M* = Moment resistance in strong axis bending multiplied by all applicable adjustment factors except C_fu, C_V, and C_L = F_b S_x C_D C_M C_t C_C = 2400 psi (820 in.³) (1.15)(1.00)(1.00)(1.00) = 2,263,000 lb-in. = 188,600 lb-ft (where S_x may also be calculated or obtained From the NDS Supplement).

So,

α_b = 2643 / 2263 = 1.168,

thus,

CL = (1 + 1.168)/1.9 - √{[(1 + 1.168)/1.9]² - (1.168)/0.95} = 0.872.

Discussion

The C_L values using the two methods compare nicely. Good.

Before we close, however, let's calculate C_V, as C_L doesn't even apply if C_V is less than C_L.

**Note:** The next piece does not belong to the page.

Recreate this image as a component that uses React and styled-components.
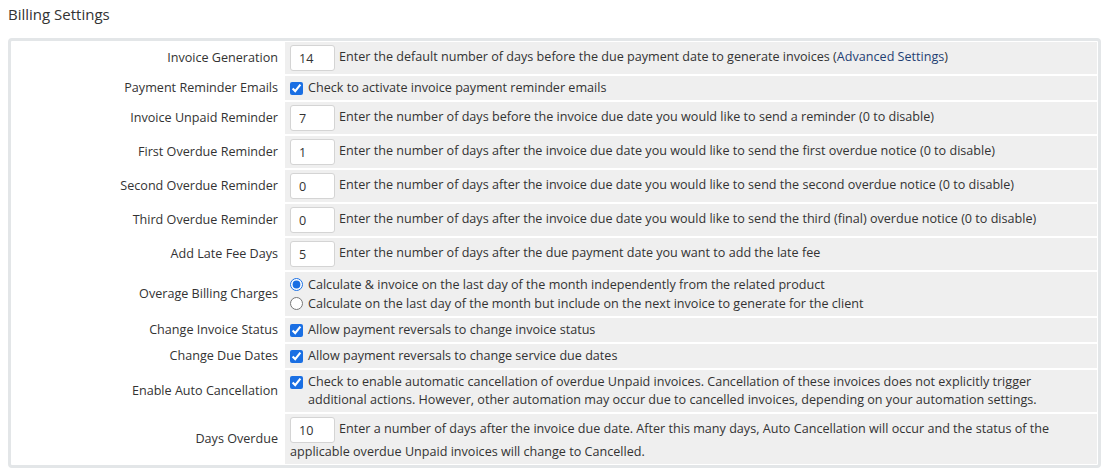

For western species softwoods,

C_V = (5.125 in. / b)^1/10(12 in. / d)^1/10(21 ft /L)^1/10, which in our case gives us,

C_V = 0.893 (L = 22 ft).

So, C_L controls, but not by much.

References

National Design Specification for Wood Construction and Supplement Design Values for Wood Construction, 2005 Edition, American Forest & Paper Association / American Wood Council, 1111 Nineteenth St., NW, Suite 800, Washington, D.C., 20036, www.awc.org.

Designing for Lateral Torsional Stability in Wood Members, Technical Report 14, American Forest & Paper Association / American Wood Council, 1111 19th St., NW, Suite 800, Washington, DC 20036.